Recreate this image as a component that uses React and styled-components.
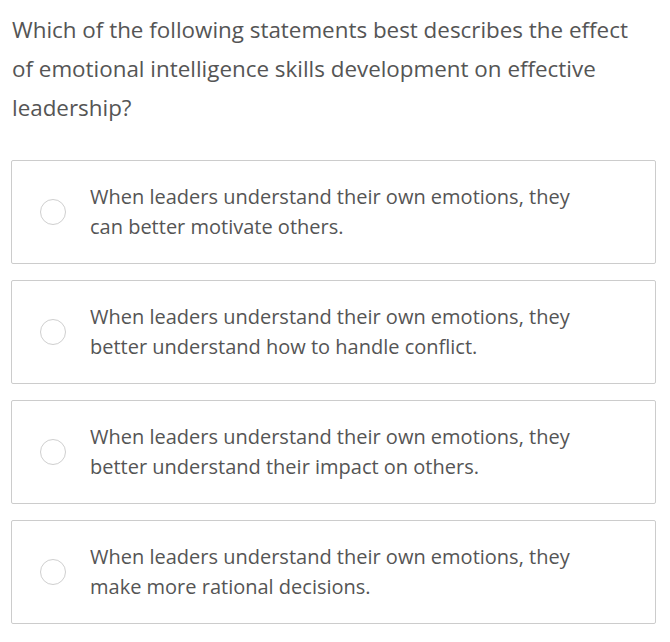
import React from "react";
import styled, { createGlobalStyle } from "styled-components";

const Global = createGlobalStyle`
  html, body { margin: 0; padding: 0; background: #fff; }
  body { font-family: "Open Sans", "Liberation Sans", sans-serif; }
`;

const Wrapper = styled.div`
  padding: 10px 14px 0 11px;
  width: 670px;
  box-sizing: border-box;
`;

const Question = styled.p`
  margin: 0 0 33px 1px;
  max-width: 630px;
  font-size: 22.4px;
  line-height: 39px;
  color: #555;
  font-weight: 400;
`;

const Options = styled.div`
  display: flex;
  flex-direction: column;
  gap: 16px;
`;

const Option = styled.label`
  display: flex;
  align-items: center;
  border: 1px solid #cccccc;
  border-radius: 2px;
  padding: 21px 20px 21px 28px;
  min-height: 60px;
  cursor: pointer;
`;

const Radio = styled.span`
  flex: 0 0 auto;
  width: 24px;
  height: 24px;
  border: 1px solid #cfcfcf;
  border-radius: 50%;
  background: #fff;
  margin-right: 24px;
`;

const OptionText = styled.span`
  font-size: 20px;
  line-height: 30px;
  color: #555;
  max-width: 505px;
`;

const options = [
  "When leaders understand their own emotions, they can better motivate others.",
  "When leaders understand their own emotions, they better understand how to handle conflict.",
  "When leaders understand their own emotions, they better understand their impact on others.",
  "When leaders understand their own emotions, they make more rational decisions.",
];

export default function App() {
  return (
    <>
      <Global />
      <Wrapper>
        <Question>
          Which of the following statements best describes the effect of
          emotional intelligence skills development on effective leadership?
        </Question>
        <Options>
          {options.map((o) => (
            <Option key={o}>
              <Radio />
              <OptionText>{o}</OptionText>
            </Option>
          ))}
        </Options>
      </Wrapper>
    </>
  );
}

::::

[Problem statement] Find each line holding the string "components" and copy it out.

[Task solution]
Recreate this image as a component that uses React and styled-components.
import styled, { createGlobalStyle } from "styled-components";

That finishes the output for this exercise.